Written instruction: Set down, word for word, only the lines from the start of the records through the line bearing "FaCar, FaStar, FaPlus"; include no pictures.
+===+
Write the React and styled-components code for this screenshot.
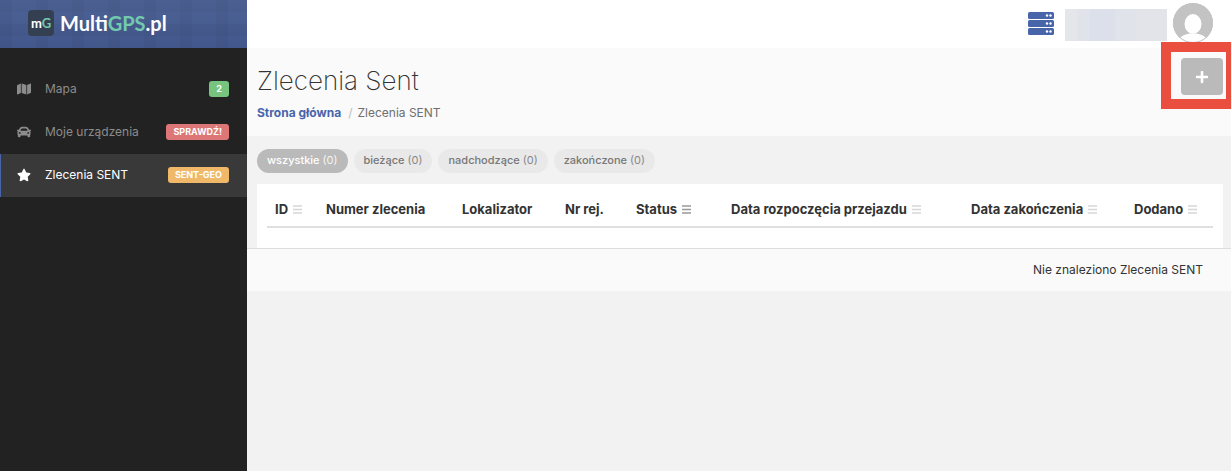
import React from 'react'
import styled, { createGlobalStyle } from 'styled-components'
import { FaMap, FaCar, FaStar, FaPlus } from 'react-icons/fa'

const menu = [
  { label: 'Mapa', icon: FaMap, badge: '2', color: '#76c47d' },
  { label: 'Moje urządzenia', icon: FaCar, badge: 'SPRAWDŹ!', color: '#dd7777' },
  { label: 'Zlecenia SENT', icon: FaStar, badge: 'SENT-GEO', color: '#f0b96a', active: true },
]

const filters = [
  { label: 'wszystkie', active: true },
  { label: 'bieżące' },
  { label: 'nadchodzące' },
  { label: 'zakończone' },
]

const columns = [
  { label: 'ID', width: 51, sort: true },
  { label: 'Numer zlecenia', width: 136 },
  { label: 'Lokalizator', width: 103 },
  { label: 'Nr rej.', width: 71 },
  { label: 'Status', width: 95, sort: true, sorted: true },
  { label: 'Data rozpoczęcia przejazdu', width: 240, sort: true },
  { label: 'Data zakończenia', width: 163, sort: true },
  { label: 'Dodano', width: 87, sort: true },
]

const ServerIcon = () => (
  <svg width="26" height="23" viewBox="0 0 26 23" aria-hidden="true">
    {[0, 8, 16].map((y) => (
      <g key={y}>
        <rect y={y} width="26" height="7" rx="1.5" fill="#4865aa" />
        <circle cx="19" cy={y + 3.5} r="1.2" fill="#fff" />
        <circle cx="22.5" cy={y + 3.5} r="1.2" fill="#fff" />
      </g>
    ))}
  </svg>
)

const Avatar = () => (
  <svg width="40" height="40" viewBox="0 0 40 40" aria-hidden="true">
    <defs>
      <clipPath id="avatar">
        <circle cx="20" cy="20" r="20" />
      </clipPath>
    </defs>
    <g clipPath="url(#avatar)">
      <rect width="40" height="40" fill="#c3c3c3" />
      <ellipse cx="20" cy="21" rx="8.5" ry="10" fill="#fff" />
      <path d="M4 40C6 33 12 30.5 20 30.5S34 33 36 40z" fill="#fff" />
    </g>
    <circle cx="20" cy="20" r="19.5" fill="none" stroke="#c3c3c3" />
  </svg>
)

const SortIcon = () => (
  <svg width="9" height="9" viewBox="0 0 9 9" aria-hidden="true">
    <path d="M0 1h9M0 4.5h9M0 8h9" stroke="currentColor" strokeWidth="1.3" />
  </svg>
)

const App = () => {
  return (
    <Page>
      <GlobalStyle />
      <Sidebar>
        <Brand href="#">
          <BrandMark>
            m<em>G</em>
          </BrandMark>
          <BrandName>
            Multi<em>GPS</em>.pl
          </BrandName>
        </Brand>
        <Nav>
          {menu.map(({ label, icon: Icon, badge, color, active }) => (
            <NavLink key={label} href="#" $active={active}>
              <Icon />
              <span>{label}</span>
              <Badge $color={color}>{badge}</Badge>
            </NavLink>
          ))}
        </Nav>
      </Sidebar>
      <Main>
        <TopBar>
          <ServerIcon />
          <UserName />
          <Avatar />
        </TopBar>
        <PageHeader>
          <div>
            <Title>Zlecenia Sent</Title>
            <Breadcrumb>
              <a href="#">Strona główna</a>
              <i>/</i>
              <span>Zlecenia SENT</span>
            </Breadcrumb>
          </div>
          <AddButton aria-label="Dodaj">
            <FaPlus />
          </AddButton>
          <Highlight />
        </PageHeader>
        <Filters>
          {filters.map(({ label, active }) => (
            <Filter key={label} $active={active}>
              {label} <span>(0)</span>
            </Filter>
          ))}
        </Filters>
        <Panel>
          <Table>
            <colgroup>
              {columns.map(({ label, width }) => (
                <Col key={label} $width={width} />
              ))}
            </colgroup>
            <thead>
              <tr>
                {columns.map(({ label, sort, sorted }) => (
                  <Th key={label} $sorted={sorted}>
                    {label}
                    {sort && <SortIcon />}
                  </Th>
                ))}
              </tr>
            </thead>
          </Table>
        </Panel>
        <PanelFooter>Nie znaleziono Zlecenia SENT</PanelFooter>
      </Main>
    </Page>
  )
}

export default App

const GlobalStyle = createGlobalStyle`
  * {
    box-sizing: border-box;
  }
  body {
    margin: 0;
    background: #f2f2f2;
    color: #333;
    font-family: Inter, 'Liberation Sans', sans-serif;
    font-size: 12px;
  }
  a {
    text-decoration: none;
  }
  em, i {
    font-style: normal;
  }
`
const Page = styled.div`
  display: flex;
  min-height: 100vh;
  overflow: hidden;
`
const Sidebar = styled.aside`
  width: 247px;
  flex-shrink: 0;
  background: #222;
`
const Brand = styled.a`
  display: flex;
  align-items: center;
  gap: 6px;
  height: 48px;
  padding: 0 28px 2px;
  background:
    repeating-linear-gradient(90deg, rgba(0, 0, 0, 0.03) 0 12px, transparent 12px 36px),
    repeating-linear-gradient(rgba(0, 0, 0, 0.03) 0 12px, transparent 12px 24px),
    linear-gradient(#4d6396, #42578b);
  color: #fff;
  font-family: Lato, sans-serif;
  font-weight: 700;
  & em {
    color: #72c9ae;
  }
`
const BrandMark = styled.span`
  width: 26px;
  height: 26px;
  border-radius: 4px;
  background: #344052;
  font-size: 13px;
  line-height: 26px;
  text-align: center;
`
const BrandName = styled.span`
  font-size: 20px;
  line-height: 26px;
`
const Nav = styled.nav`
  padding-top: 20px;
`
const NavLink = styled.a`
  display: flex;
  align-items: center;
  height: 43px;
  padding: 0 18px 2px 16px;
  border-left: 1px solid ${({ $active }) => ($active ? '#4865aa' : 'transparent')};
  background: ${({ $active }) => ($active ? '#393939' : 'transparent')};
  color: ${({ $active }) => ($active ? '#fff' : '#8c8c8c')};
  font-size: 12px;
  & svg {
    width: 14px;
    height: 14px;
    margin-right: 14px;
  }
`
const Badge = styled.span`
  margin-left: auto;
  padding: 0 7px;
  border-radius: 3px;
  background: ${({ $color }) => $color};
  color: #fff;
  font-size: 9px;
  font-weight: 700;
  line-height: 16px;
`
const Main = styled.main`
  flex: 1;
  min-width: 0;
`
const TopBar = styled.header`
  display: flex;
  align-items: center;
  justify-content: flex-end;
  height: 48px;
  padding: 0 18px 2px 0;
  background: #fff;
`
const UserName = styled.div`
  width: 102px;
  height: 32px;
  margin: 4px 6px 0 11px;
  background: linear-gradient(90deg, #e5e6ea 12px, #e1e3ea 12px 25px, #dce0ea 25px 50px, #e0e3ea 50px 70px, #e3e4ea 70px);
`
const PageHeader = styled.div`
  position: relative;
  display: flex;
  justify-content: space-between;
  align-items: flex-start;
  height: 88px;
  padding: 10px 8px 0 10px;
  background: #fafafa;
`
const Title = styled.h1`
  margin: 6px 0 7px;
  font-size: 26px;
  font-weight: 200;
  line-height: 34px;
`
const Breadcrumb = styled.div`
  color: #6f6f6f;
  line-height: 15px;
  & a {
    color: #4865aa;
    font-weight: 700;
  }
  & i {
    margin: 0 5px 0 7px;
    color: #bbb;
  }
`
const AddButton = styled.button`
  display: flex;
  align-items: center;
  justify-content: center;
  width: 42px;
  height: 37px;
  border: 0;
  border-radius: 4px;
  background: #bababa;
  color: #fff;
  font-size: 14px;
  cursor: pointer;
`
const Highlight = styled.div`
  position: absolute;
  top: -6px;
  right: 0;
  width: 70px;
  height: 67px;
  border: 10px solid #e94e3f;
  border-right-width: 5px;
  pointer-events: none;
`
const Filters = styled.div`
  display: flex;
  gap: 6px;
  padding: 13px 10px 11px;
`
const Filter = styled.button`
  height: 24px;
  padding: 0 10px 2px;
  border: 0;
  border-radius: 12px;
  background: ${({ $active }) => ($active ? '#bababa' : '#e9e9e9')};
  color: ${({ $active }) => ($active ? '#fff' : '#777')};
  font: 500 11px Inter, sans-serif;
  cursor: pointer;
  & span {
    font-weight: 400;
    opacity: 0.85;
  }
`
const Panel = styled.section`
  margin: 0 8px 0 10px;
  padding: 8px 10px 20px;
  background: #fff;
`
const Table = styled.table`
  width: 100%;
  table-layout: fixed;
  border-collapse: collapse;
`
const Col = styled.col`
  width: ${({ $width }) => $width}px;
`
const Th = styled.th`
  height: 35px;
  padding: 0 0 0 8px;
  border-bottom: 2px solid #e0e0e0;
  font-size: 13px;
  font-weight: 700;
  text-align: left;
  white-space: nowrap;
  & svg {
    margin-left: 5px;
    color: ${({ $sorted }) => ($sorted ? '#999' : '#d6d6d6')};
  }
`
const PanelFooter = styled.footer`
  padding: 13px 28px 14px;
  border-top: 1px solid #ddd;
  background: #fafafa;
  line-height: 15px;
  text-align: right;
`
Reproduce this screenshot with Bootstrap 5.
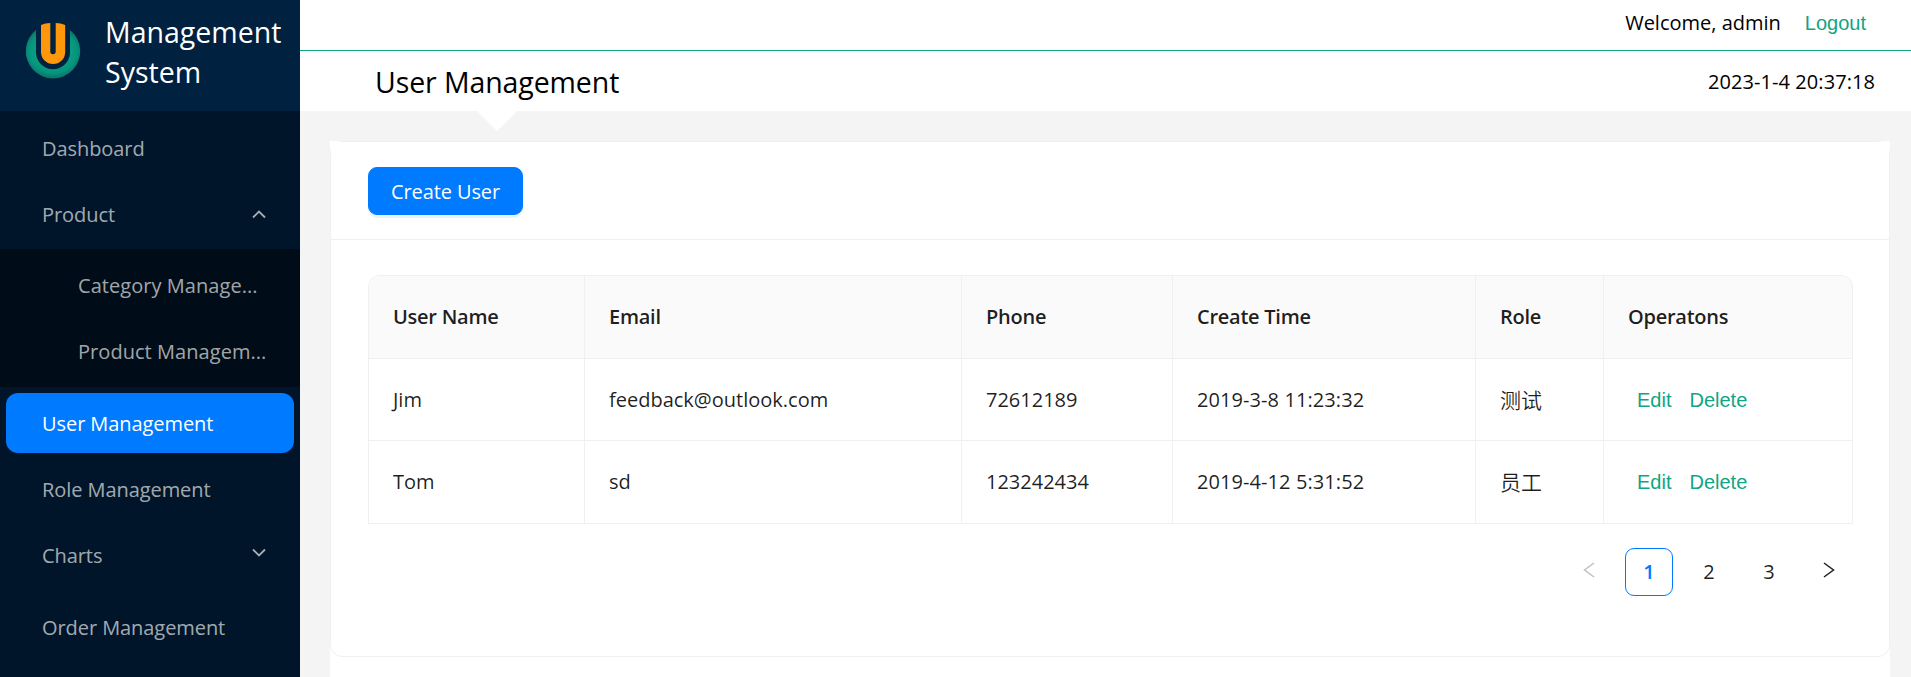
+===+
In response:
Write the React and styled-components code for this screenshot.
import React from 'react'
import styled, { createGlobalStyle } from 'styled-components'
import { FaMap, FaCar, FaStar, FaPlus } from 'react-icons/fa'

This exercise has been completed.